As a basic handset, this model doesn't give you any advanced features such as a camera, Bluetooth, or an infrared port for that matter, but it does boast one unique offering. The A760 is the first mobile to offer Sprint's SMS Voice Messaging. Powered by Core Mobility, this functionality builds on text messaging by letting you send and receive instant voice messages without the hassle of going through your voicemail system. You can send these voice messages to another mobile or e-mail address, and you can address it to as many as 10 people. That said, you might be wondering if you need to have the A760 to receive these messages. The answer is no, but it will require an extra step.

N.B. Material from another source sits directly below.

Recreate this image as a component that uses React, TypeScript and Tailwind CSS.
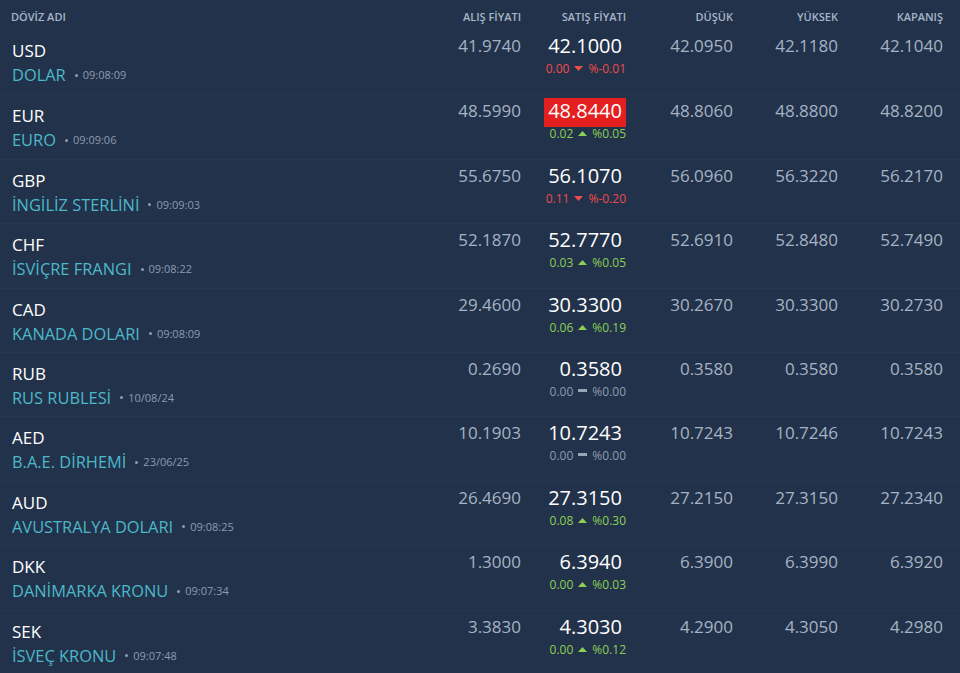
import React from "react";

type Dir = "up" | "down" | "flat";
type Row = {
  code: string;
  name: string;
  time: string;
  buy: string;
  sell: string;
  chg: string;
  pct: string;
  dir: Dir;
  low: string;
  high: string;
  close: string;
  hl?: boolean;
};

const rows: Row[] = [
  { code: "USD", name: "DOLAR", time: "09:08:09", buy: "41.9740", sell: "42.1000", chg: "0.00", pct: "%-0.01", dir: "down", low: "42.0950", high: "42.1180", close: "42.1040" },
  { code: "EUR", name: "EURO", time: "09:09:06", buy: "48.5990", sell: "48.8440", chg: "0.02", pct: "%0.05", dir: "up", low: "48.8060", high: "48.8800", close: "48.8200", hl: true },
  { code: "GBP", name: "İNGİLİZ STERLİNİ", time: "09:09:03", buy: "55.6750", sell: "56.1070", chg: "0.11", pct: "%-0.20", dir: "down", low: "56.0960", high: "56.3220", close: "56.2170" },
  { code: "CHF", name: "İSVİÇRE FRANGI", time: "09:08:22", buy: "52.1870", sell: "52.7770", chg: "0.03", pct: "%0.05", dir: "up", low: "52.6910", high: "52.8480", close: "52.7490" },
  { code: "CAD", name: "KANADA DOLARI", time: "09:08:09", buy: "29.4600", sell: "30.3300", chg: "0.06", pct: "%0.19", dir: "up", low: "30.2670", high: "30.3300", close: "30.2730" },
  { code: "RUB", name: "RUS RUBLESİ", time: "10/08/24", buy: "0.2690", sell: "0.3580", chg: "0.00", pct: "%0.00", dir: "flat", low: "0.3580", high: "0.3580", close: "0.3580" },
  { code: "AED", name: "B.A.E. DİRHEMİ", time: "23/06/25", buy: "10.1903", sell: "10.7243", chg: "0.00", pct: "%0.00", dir: "flat", low: "10.7243", high: "10.7246", close: "10.7243" },
  { code: "AUD", name: "AVUSTRALYA DOLARI", time: "09:08:25", buy: "26.4690", sell: "27.3150", chg: "0.08", pct: "%0.30", dir: "up", low: "27.2150", high: "27.3150", close: "27.2340" },
  { code: "DKK", name: "DANİMARKA KRONU", time: "09:07:34", buy: "1.3000", sell: "6.3940", chg: "0.00", pct: "%0.03", dir: "up", low: "6.3900", high: "6.3990", close: "6.3920" },
  { code: "SEK", name: "İSVEÇ KRONU", time: "09:07:48", buy: "3.3830", sell: "4.3030", chg: "0.00", pct: "%0.12", dir: "up", low: "4.2900", high: "4.3050", close: "4.2980" },
];

function Arrow({ dir }: { dir: Dir }) {
  if (dir === "flat")
    return <span className="inline-block w-[9px] h-[3px] bg-[#9aa6b6] mx-[5px] relative top-[-1px]" />;
  return (
    <svg width="9" height="5" viewBox="0 0 9 5" className="mx-[5px]">
      {dir === "up" ? (
        <polygon points="0,5 9,5 4.5,0" fill="#8ccf55" />
      ) : (
        <polygon points="0,0 9,0 4.5,5" fill="#ef4b4b" />
      )}
    </svg>
  );
}

const changeColor: Record<Dir, string> = {
  up: "text-[#8ccf55]",
  down: "text-[#ef4b4b]",
  flat: "text-[#8f9cae]",
};

export default function App() {
  return (
    <div
      className="w-[960px] h-[673px] overflow-hidden bg-[#22324a]"
      style={{ fontFamily: '"Open Sans", "Noto Sans", sans-serif' }}
    >
      <div className="grid grid-cols-[1fr_105px_105px_107px_105px_105px] pr-[17px] pl-[11px] h-[30px] items-center text-[11px] font-semibold text-[#a7b5c8] pt-[5px]">
        <div>DÖVİZ ADI</div>
        <div className="text-right">ALIŞ FİYATI</div>
        <div className="text-right">SATIŞ FİYATI</div>
        <div className="text-right">DÜŞÜK</div>
        <div className="text-right">YÜKSEK</div>
        <div className="text-right">KAPANIŞ</div>
      </div>
      {rows.map((r, i) => (
        <div
          key={r.code}
          className={`grid grid-cols-[1fr_105px_105px_107px_105px_105px] pr-[17px] pl-[12px] h-[64.4px] items-start ${
            i === 0 ? "" : "border-t border-[#27374f]"
          }`}
        >
          <div className="pt-[9px]">
            <div className="text-[17px] leading-[23px] text-white">{r.code}</div>
            <div className="flex items-center leading-[22px] mt-[2px]">
              <span className="text-[16.4px] text-[#4cb8c9]">{r.name}</span>
              <span className="ml-[9px] w-[3px] h-[3px] rounded-full bg-[#8d9bb0]" />
              <span className="ml-[5px] text-[11px] text-[#8d9bb0]">{r.time}</span>
            </div>
          </div>
          <div className="pt-[4px] text-right text-[17px] leading-[24px] text-[#a6b3c4]">{r.buy}</div>
          <div className="pt-[3px] flex flex-col items-end">
            <span
              className={`inline-block px-[4px] text-[20px] leading-[26px] pb-[3px] text-white ${
                r.hl ? "bg-[#e3201f]" : ""
              }`}
            >
              {r.sell}
            </span>
            <div className={`flex items-center text-[12px] leading-[13px] ${changeColor[r.dir]}`}>
              <span>{r.chg}</span>
              <Arrow dir={r.dir} />
              <span>{r.pct}</span>
            </div>
          </div>
          <div className="pt-[4px] text-right text-[17px] leading-[24px] text-[#a6b3c4]">{r.low}</div>
          <div className="pt-[4px] text-right text-[17px] leading-[24px] text-[#a6b3c4]">{r.high}</div>
          <div className="pt-[4px] text-right text-[17px] leading-[24px] text-[#a6b3c4]">{r.close}</div>
        </div>
      ))}
    </div>
  );
}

While A760 owners will automatically be able to listen to the message, others will receive a text message telling them to call an 800 number to retrieve the goods. The cost of SMS Voice Messaging is the same as regular text messaging.

You can personalize the A760 with a variety of wallpaper, screensavers, menu styles, and sounds. If you want to express yourself with other customizations, you can download more options from Sprint's Web site. You also get several demo Java (J2ME)-enabled games: Tetris Deluxe, Ms. Pac-Man, and Solitaire Deluxe. Of course, you can download more to satisfy the gamer in you. The phone has 1MB of download capacity.

We tested the trimode Sprint RL-A760 (Samsung SPH-A760; 800/1900 CDMA; 800 AMPS) in San Francisco and Virginia using Sprint service, and call quality was generally clear with adequate volume levels. We did, however, experience static and patchy calls on several occasions, and callers said they could tell we were on a cell phone. Speakerphone quality generally was good.

Talk-time battery life surpassed the promised time, but it still was rather short. We managed 3 hours, 40 minutes of talk time on a single charge, beating the rated talk time of 3 hours. Standby time was just 4.5 days though, far below the promised time of 9 days. According to the FCC, the A760 has a digital SAR rating of 1.35 watts per kilogram and an analog SAR rating of 1.4 watts per kilogram.